Earthquake early warning systems — such as ShakeAlert in the western United States — do not predict earthquakes but detect them as they begin. These systems can provide seconds to tens of seconds of warning before strong shaking arrives at a location, enough time to take protective actions like Drop, Cover, and Hold On.
Current Frontiers in Earthquake Science
Slow-Slip Events and Episodic Tremor
Scientists have discovered that some faults slip slowly and silently over days to weeks, releasing energy without producing a traditional earthquake. These slow-slip events, first identified along the Cascadia Subduction Zone in the early 2000s, are often accompanied by a type of seismic signal called tectonic tremor. Research from the University of Washington and Natural Resources Canada suggests that slow-slip events along Cascadia occur roughly every 14 months and may incrementally load stress onto the locked portion of the subduction zone — potentially bringing it closer to a major rupture.
Machine Learning in Seismology
Artificial intelligence and machine learning are transforming earthquake science.

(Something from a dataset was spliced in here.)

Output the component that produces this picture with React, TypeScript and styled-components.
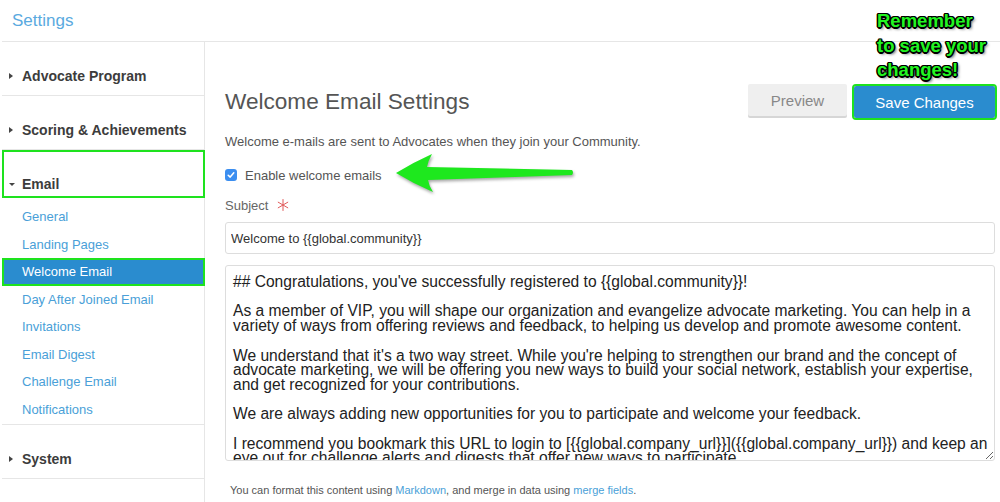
import React from "react";
import styled, { createGlobalStyle } from "styled-components";

const GlobalStyle = createGlobalStyle`
  html, body { margin: 0; padding: 0; background: #fff; height: 502px; overflow: hidden; }
  body { font-family: "Liberation Sans", Arial, Helvetica, sans-serif; color: #333; }
  * { box-sizing: border-box; }
`;

const ANNOT = "#1ee21e";
const LINK = "#4a9fd8";

const Page = styled.div`
  position: relative;
  width: 1000px;
  height: 502px;
  padding-left: 2px;
  display: flex;
  flex-direction: column;
`;

const Header = styled.header`
  height: 42px;
  flex: none;
  border-bottom: 1px solid #e6e6e6;
  display: flex;
  align-items: center;
  padding-left: 10px;
`;

const Brand = styled.div`
  font-size: 17px;
  color: #5aaae0;
  line-height: 20px;
`;

const Body = styled.div`
  flex: 1;
  display: flex;
  min-height: 0;
`;

const Sidebar = styled.nav`
  width: 203px;
  flex: none;
  border-right: 1px solid #e6e6e6;
  display: flex;
  flex-direction: column;
`;

const Section = styled.div`
  border-bottom: 1px solid #e6e6e6;
`;

const SectionHeader = styled.div<{ $outlined?: boolean }>`
  display: flex;
  align-items: flex-start;
  height: ${(p) => (p.$outlined ? 48 : 53)}px;
  padding: ${(p) => (p.$outlined ? "22px 0 0 5px" : "24px 0 0 7px")};
  ${(p) => (p.$outlined ? `border: 2px solid ${ANNOT}; margin-right: -1px;` : ``)}
`;

const HeaderLabel = styled.span`
  font-size: 14px;
  font-weight: bold;
  color: #3c3c3c;
  line-height: 20px;
  display: flex;
  align-items: center;
`;

const Caret = styled.span<{ $open?: boolean }>`
  display: inline-block;
  width: 0;
  height: 0;
  ${(p) =>
    p.$open
      ? `border-left: 3.5px solid transparent; border-right: 3.5px solid transparent; border-top: 3.5px solid #444; margin-right: 7px;`
      : `border-top: 3px solid transparent; border-bottom: 3px solid transparent; border-left: 4px solid #444; margin-right: 9px;`}
`;

const SubList = styled.ul`
  list-style: none;
  margin: 0;
  padding: 5px 0 1px 0;
`;

const SubItem = styled.li<{ $active?: boolean }>`
  height: 27.5px;
  display: flex;
  align-items: center;
  font-size: 13px;
  padding-left: 20px;
  color: ${LINK};
  ${(p) =>
    p.$active
      ? `background: #2a8ccf; color: #fff; border: 2px solid ${ANNOT}; padding-left: 18px; margin-right: -1px;`
      : ``}
`;

const Main = styled.main`
  flex: 1;
  padding: 42px 5px 0 20px;
  display: flex;
  flex-direction: column;
`;

const TitleRow = styled.div`
  display: flex;
  align-items: flex-start;
  height: 36px;
`;

const Title = styled.h1`
  margin: 0;
  flex: 1;
  font-size: 22.6px;
  font-weight: normal;
  color: #555;
  line-height: 36px;
`;

const Button = styled.button<{ $primary?: boolean }>`
  font-family: inherit;
  font-size: 15px;
  border: none;
  border-radius: 2px;
  cursor: pointer;
  height: 32px;
  ${(p) =>
    p.$primary
      ? `width: 141px; margin: 2px 0 0 7px; background: #2a8ccf; color: #fff; outline: 2px solid ${ANNOT};`
      : `width: 99px; background: #efefef; color: #888; box-shadow: 0 2px 0 #d6d6d6;`}
`;

const Description = styled.p`
  margin: 13px 0 0;
  font-size: 13px;
  line-height: 18px;
  color: #555;
`;

const CheckRow = styled.label`
  margin-top: 15px;
  display: flex;
  align-items: center;
  height: 18px;
  font-size: 13px;
  color: #555;
`;

const CheckBox = styled.span`
  width: 12px;
  height: 12px;
  border-radius: 3px;
  background: #3b8ef0;
  display: inline-flex;
  align-items: center;
  justify-content: center;
  margin: 0 8px 0 0;
`;

const FieldLabel = styled.div`
  margin-top: 12px;
  height: 18px;
  display: flex;
  align-items: center;
  font-size: 13px;
  color: #666;
  gap: 9px;
`;

const TextInput = styled.input`
  margin-top: 8px;
  height: 32px;
  width: 100%;
  border: 1px solid #ddd;
  border-radius: 3px;
  padding: 0 5px;
  font-family: inherit;
  font-size: 13px;
  color: #333;
  outline: none;
`;

const TextArea = styled.textarea`
  margin-top: 11px;
  height: 196px;
  width: 100%;
  border: 1px solid #ddd;
  border-radius: 3px;
  padding: 9px 1px 0 7px;
  font-family: "Liberation Sans", Arial, Helvetica, sans-serif;
  font-size: 15.6px;
  line-height: 14.7px;
  color: #222;
  overflow: hidden;
  resize: vertical;
  outline: none;
  white-space: pre;
`;

const Footnote = styled.p`
  margin: 22px 0 0 5px;
  font-size: 11px;
  line-height: 14px;
  color: #555;
`;

const Link = styled.a`
  color: ${LINK};
  text-decoration: none;
`;

const Annotation = styled.div`
  position: absolute;
  left: 877px;
  top: 9px;
  font-size: 18.5px;
  font-weight: bold;
  line-height: 24.5px;
  color: #22f522;
  text-shadow: -1px -1px 0 #000, 1px -1px 0 #000, -1px 1px 0 #000, 1px 1px 0 #000,
    0 1.5px 0 #000, 1.5px 0 0 #000, -1.5px 0 0 #000, 0 -1.5px 0 #000,
    2px 2px 3px rgba(0, 0, 0, 0.7);
`;

const ArrowSvg = styled.svg`
  position: absolute;
  left: 390px;
  top: 148px;
  overflow: visible;
  filter: drop-shadow(1px 2px 1.5px rgba(0, 0, 0, 0.35));
`;

const bodyText = `## Congratulations, you've successfully registered to {{global.community}}!

As a member of VIP, you will shape our organization and evangelize advocate marketing. You can help in a
variety of ways from offering reviews and feedback, to helping us develop and promote awesome content.

We understand that it's a two way street. While you're helping to strengthen our brand and the concept of
advocate marketing, we will be offering you new ways to build your social network, establish your expertise,
and get recognized for your contributions.

We are always adding new opportunities for you to participate and welcome your feedback.

I recommend you bookmark this URL to login to [{{global.company_url}}]({{global.company_url}}) and keep an
eye out for challenge alerts and digests that offer new ways to participate.`;

const subItems = [
  "General",
  "Landing Pages",
  "Welcome Email",
  "Day After Joined Email",
  "Invitations",
  "Email Digest",
  "Challenge Email",
  "Notifications",
];

export default function App() {
  return (
    <Page>
      <GlobalStyle />
      <Header>
        <Brand>Settings</Brand>
      </Header>
      <Body>
        <Sidebar>
          <Section>
            <SectionHeader>
              <HeaderLabel>
                <Caret />
                Advocate Program
              </HeaderLabel>
            </SectionHeader>
          </Section>
          <Section>
            <SectionHeader>
              <HeaderLabel>
                <Caret />
                Scoring &amp; Achievements
              </HeaderLabel>
            </SectionHeader>
          </Section>
          <Section>
            <SectionHeader $outlined>
              <HeaderLabel>
                <Caret $open />
                Email
              </HeaderLabel>
            </SectionHeader>
            <SubList>
              {subItems.map((s) => (
                <SubItem key={s} $active={s === "Welcome Email"}>
                  {s}
                </SubItem>
              ))}
            </SubList>
          </Section>
          <Section>
            <SectionHeader>
              <HeaderLabel>
                <Caret />
                System
              </HeaderLabel>
            </SectionHeader>
          </Section>
        </Sidebar>
        <Main>
          <TitleRow>
            <Title>Welcome Email Settings</Title>
            <Button>Preview</Button>
            <Button $primary>Save Changes</Button>
          </TitleRow>
          <Description>
            Welcome e-mails are sent to Advocates when they join your Community.
          </Description>
          <CheckRow>
            <CheckBox>
              <svg width="8" height="8" viewBox="0 0 8 8">
                <path d="M1.2 4.2 L3.2 6.1 L6.8 1.8" fill="none" stroke="#fff" strokeWidth="1.5" strokeLinecap="round" strokeLinejoin="round" />
              </svg>
            </CheckBox>
            Enable welcome emails
          </CheckRow>
          <FieldLabel>
            Subject
            <svg width="12" height="12" viewBox="0 0 12 12">
              <g stroke="#e05a5a" strokeWidth="1" strokeLinecap="round">
                <line x1="6" y1="0.5" x2="6" y2="11.5" />
                <line x1="1.2" y1="3.2" x2="10.8" y2="8.8" />
                <line x1="1.2" y1="8.8" x2="10.8" y2="3.2" />
              </g>
            </svg>
          </FieldLabel>
          <TextInput defaultValue="Welcome to {{global.community}}" />
          <TextArea defaultValue={bodyText} wrap="off" />
          <Footnote>
            You can format this content using <Link>Markdown</Link>, and merge in data using{" "}
            <Link>merge fields</Link>.
          </Footnote>
        </Main>
      </Body>
      <Annotation>
        Remember
        <br />
        to save your
        <br />
        changes!
      </Annotation>
      <ArrowSvg width="190" height="50" viewBox="390 148 190 50">
        <path
          d="M396 173 Q414 162 432 154 Q428 161 427 167 L572 170 Q574 172.5 572 175 L428 180 Q429 186 433 192 Q414 184 396 173 Z"
          fill="#1ee81e"
        />
      </ArrowSvg>
    </Page>
  );
}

Algorithms trained on vast datasets of seismic recordings can now detect small earthquakes that human analysts and traditional methods miss, potentially increasing the number of cataloged events by an order of magnitude. Research published in journals including Nature and Science has shown that machine learning models can identify patterns in seismic noise that may precede earthquakes, though this work is still in early stages and does not constitute prediction.
Fiber-Optic Seismology (DAS)
Distributed Acoustic Sensing (DAS) repurposes existing fiber-optic telecommunications cables as dense seismic sensor arrays. A single fiber-optic cable can function as thousands of individual seismic sensors, providing unprecedented spatial resolution. This technology has been deployed on the ocean floor, along fault zones, and beneath cities, offering new data on earthquake processes in areas that are difficult to instrument with traditional seismographs.